## Dataset entries
* * * * * * * * *
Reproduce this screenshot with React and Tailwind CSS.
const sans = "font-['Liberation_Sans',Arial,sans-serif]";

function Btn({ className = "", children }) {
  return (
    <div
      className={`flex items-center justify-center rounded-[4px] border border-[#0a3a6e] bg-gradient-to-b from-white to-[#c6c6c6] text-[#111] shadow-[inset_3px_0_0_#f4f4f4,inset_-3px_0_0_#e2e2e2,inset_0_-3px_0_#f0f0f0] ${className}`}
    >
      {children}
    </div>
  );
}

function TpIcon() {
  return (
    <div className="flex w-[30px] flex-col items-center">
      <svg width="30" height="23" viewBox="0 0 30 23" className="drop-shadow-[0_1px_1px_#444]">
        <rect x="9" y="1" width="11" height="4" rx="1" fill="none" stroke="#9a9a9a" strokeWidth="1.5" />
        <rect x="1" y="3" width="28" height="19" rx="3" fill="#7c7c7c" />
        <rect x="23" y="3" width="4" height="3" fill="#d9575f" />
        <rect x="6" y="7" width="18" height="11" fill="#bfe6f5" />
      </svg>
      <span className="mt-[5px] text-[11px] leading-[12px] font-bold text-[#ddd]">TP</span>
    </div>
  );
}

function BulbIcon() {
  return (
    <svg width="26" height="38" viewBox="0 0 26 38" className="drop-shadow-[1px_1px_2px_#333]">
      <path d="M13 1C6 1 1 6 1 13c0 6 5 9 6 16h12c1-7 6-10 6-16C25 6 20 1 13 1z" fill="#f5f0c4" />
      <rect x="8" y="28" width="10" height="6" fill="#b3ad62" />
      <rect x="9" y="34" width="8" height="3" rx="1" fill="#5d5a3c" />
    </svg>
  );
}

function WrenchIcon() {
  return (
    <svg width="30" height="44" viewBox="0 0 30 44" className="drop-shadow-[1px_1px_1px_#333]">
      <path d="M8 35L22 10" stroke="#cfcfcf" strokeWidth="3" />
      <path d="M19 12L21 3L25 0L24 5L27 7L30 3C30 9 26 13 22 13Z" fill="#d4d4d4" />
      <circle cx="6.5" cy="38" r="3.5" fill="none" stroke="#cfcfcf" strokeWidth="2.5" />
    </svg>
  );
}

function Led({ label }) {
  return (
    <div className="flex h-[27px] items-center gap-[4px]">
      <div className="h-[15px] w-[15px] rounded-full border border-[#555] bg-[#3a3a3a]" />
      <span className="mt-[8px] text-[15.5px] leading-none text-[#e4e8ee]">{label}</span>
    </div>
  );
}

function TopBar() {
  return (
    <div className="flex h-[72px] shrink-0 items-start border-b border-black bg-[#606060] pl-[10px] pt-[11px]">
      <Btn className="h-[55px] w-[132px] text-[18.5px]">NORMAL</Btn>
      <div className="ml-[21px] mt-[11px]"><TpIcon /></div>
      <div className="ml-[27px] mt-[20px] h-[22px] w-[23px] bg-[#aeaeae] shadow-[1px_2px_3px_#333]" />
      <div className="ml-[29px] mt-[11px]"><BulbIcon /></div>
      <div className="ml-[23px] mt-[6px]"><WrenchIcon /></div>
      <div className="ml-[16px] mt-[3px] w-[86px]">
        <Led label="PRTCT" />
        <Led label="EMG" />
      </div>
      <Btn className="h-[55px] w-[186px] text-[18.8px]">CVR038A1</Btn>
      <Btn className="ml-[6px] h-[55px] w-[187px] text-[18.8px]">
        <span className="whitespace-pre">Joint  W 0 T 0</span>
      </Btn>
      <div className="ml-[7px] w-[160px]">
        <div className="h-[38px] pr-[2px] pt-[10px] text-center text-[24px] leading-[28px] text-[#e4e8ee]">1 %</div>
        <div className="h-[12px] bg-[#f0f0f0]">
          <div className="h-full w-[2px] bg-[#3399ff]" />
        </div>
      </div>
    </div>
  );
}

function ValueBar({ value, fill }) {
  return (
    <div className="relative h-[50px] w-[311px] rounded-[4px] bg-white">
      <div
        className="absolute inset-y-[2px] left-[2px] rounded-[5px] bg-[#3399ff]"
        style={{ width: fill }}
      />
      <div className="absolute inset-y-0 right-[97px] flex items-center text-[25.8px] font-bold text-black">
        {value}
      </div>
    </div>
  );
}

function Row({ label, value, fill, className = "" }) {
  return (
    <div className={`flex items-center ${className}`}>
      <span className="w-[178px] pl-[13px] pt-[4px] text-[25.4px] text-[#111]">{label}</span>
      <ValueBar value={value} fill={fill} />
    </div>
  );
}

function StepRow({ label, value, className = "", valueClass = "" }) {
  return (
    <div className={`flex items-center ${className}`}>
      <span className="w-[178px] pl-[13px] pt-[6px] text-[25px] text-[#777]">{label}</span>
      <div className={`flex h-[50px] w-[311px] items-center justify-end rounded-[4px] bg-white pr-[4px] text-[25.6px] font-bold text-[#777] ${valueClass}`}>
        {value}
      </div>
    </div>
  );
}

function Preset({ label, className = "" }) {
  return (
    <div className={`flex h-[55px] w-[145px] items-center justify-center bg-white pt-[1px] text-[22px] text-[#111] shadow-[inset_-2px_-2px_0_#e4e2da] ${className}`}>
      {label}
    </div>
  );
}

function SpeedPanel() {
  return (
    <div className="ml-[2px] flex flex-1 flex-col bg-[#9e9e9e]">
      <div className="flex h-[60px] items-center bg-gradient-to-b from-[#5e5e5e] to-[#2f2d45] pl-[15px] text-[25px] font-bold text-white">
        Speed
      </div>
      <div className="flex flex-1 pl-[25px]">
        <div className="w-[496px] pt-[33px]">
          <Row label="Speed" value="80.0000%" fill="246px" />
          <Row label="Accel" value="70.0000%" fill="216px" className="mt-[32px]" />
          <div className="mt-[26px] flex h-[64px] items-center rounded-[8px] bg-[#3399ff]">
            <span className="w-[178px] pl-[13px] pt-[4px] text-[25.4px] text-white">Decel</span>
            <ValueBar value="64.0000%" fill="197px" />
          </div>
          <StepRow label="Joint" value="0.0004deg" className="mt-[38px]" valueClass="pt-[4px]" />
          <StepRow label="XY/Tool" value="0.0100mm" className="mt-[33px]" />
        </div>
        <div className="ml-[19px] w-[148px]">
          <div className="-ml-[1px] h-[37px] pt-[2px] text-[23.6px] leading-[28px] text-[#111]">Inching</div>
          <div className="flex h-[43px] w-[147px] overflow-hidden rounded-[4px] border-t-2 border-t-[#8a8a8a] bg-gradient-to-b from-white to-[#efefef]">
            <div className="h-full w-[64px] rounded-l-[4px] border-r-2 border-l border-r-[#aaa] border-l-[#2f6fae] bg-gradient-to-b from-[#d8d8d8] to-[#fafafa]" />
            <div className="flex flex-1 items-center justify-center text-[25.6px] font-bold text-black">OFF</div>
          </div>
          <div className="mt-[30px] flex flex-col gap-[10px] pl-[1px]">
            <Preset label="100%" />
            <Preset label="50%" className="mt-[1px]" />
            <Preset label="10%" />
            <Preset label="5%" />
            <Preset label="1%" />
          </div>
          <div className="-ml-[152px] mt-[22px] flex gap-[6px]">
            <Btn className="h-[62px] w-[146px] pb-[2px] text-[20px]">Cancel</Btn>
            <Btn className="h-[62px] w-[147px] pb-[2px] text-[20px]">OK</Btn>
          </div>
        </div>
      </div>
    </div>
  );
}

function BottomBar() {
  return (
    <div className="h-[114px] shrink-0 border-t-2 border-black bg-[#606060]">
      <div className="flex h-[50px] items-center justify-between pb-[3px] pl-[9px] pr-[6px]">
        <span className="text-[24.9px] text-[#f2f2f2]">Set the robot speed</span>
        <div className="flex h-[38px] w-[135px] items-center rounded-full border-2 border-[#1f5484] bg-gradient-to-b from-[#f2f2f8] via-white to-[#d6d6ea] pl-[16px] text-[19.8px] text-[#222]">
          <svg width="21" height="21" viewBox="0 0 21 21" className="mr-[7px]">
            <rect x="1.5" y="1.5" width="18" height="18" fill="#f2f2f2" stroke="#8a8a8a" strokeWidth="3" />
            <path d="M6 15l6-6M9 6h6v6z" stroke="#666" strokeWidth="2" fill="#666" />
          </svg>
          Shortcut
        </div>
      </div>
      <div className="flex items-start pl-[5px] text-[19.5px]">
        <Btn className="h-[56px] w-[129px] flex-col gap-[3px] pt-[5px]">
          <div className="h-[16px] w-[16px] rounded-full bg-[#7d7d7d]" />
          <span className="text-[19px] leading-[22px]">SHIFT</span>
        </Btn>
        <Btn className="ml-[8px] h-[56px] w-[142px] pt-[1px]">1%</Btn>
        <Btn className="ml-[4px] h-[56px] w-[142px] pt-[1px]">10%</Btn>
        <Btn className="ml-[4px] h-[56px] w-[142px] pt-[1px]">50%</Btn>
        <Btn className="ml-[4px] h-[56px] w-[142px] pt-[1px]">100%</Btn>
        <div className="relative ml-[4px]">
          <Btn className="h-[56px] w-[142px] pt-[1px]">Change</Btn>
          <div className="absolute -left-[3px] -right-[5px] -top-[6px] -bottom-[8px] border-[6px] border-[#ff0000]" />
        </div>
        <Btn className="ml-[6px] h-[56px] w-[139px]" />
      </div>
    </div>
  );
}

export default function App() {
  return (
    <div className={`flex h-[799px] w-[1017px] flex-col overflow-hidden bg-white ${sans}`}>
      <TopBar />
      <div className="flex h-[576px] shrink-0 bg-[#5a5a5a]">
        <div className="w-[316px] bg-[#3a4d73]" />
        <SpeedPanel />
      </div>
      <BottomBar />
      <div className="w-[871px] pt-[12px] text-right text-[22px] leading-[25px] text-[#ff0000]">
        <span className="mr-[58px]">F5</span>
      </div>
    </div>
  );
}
* * * * * * * * *
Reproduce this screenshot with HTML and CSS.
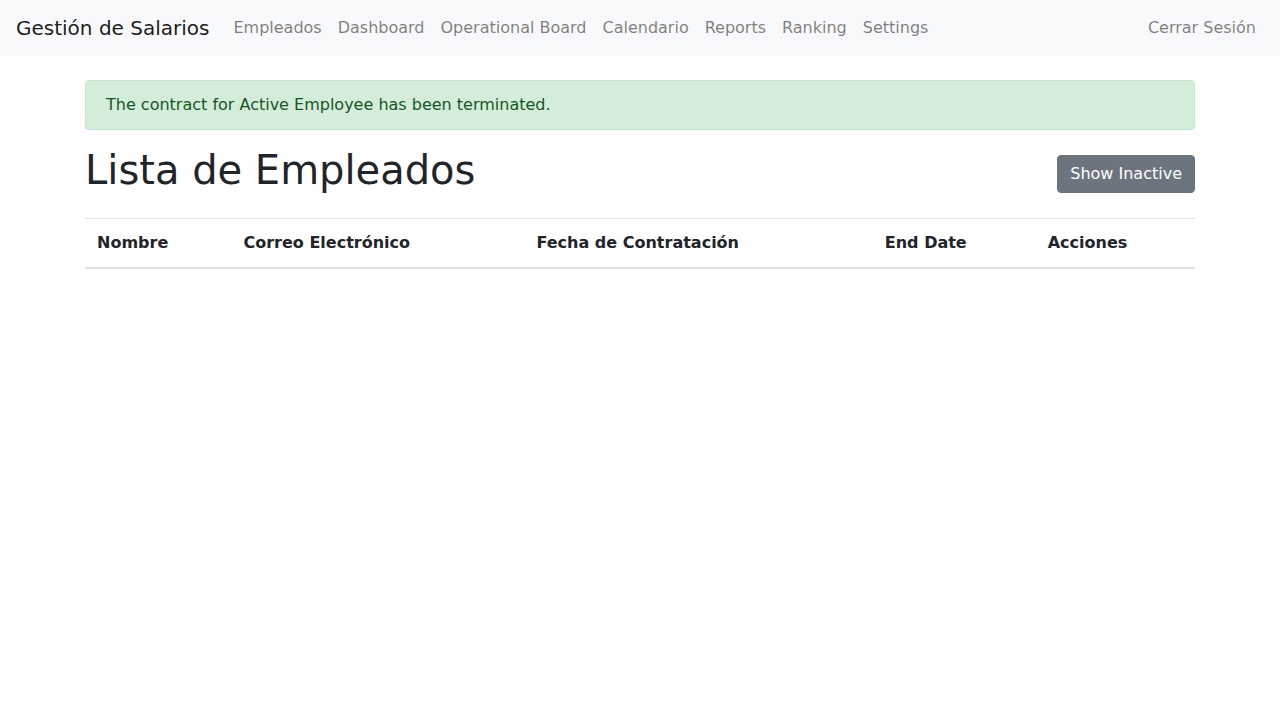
* * * * * * * * *
## Task instructions
Your answer should be a single number: the count of lines that contain "with".

## Exercise answer
2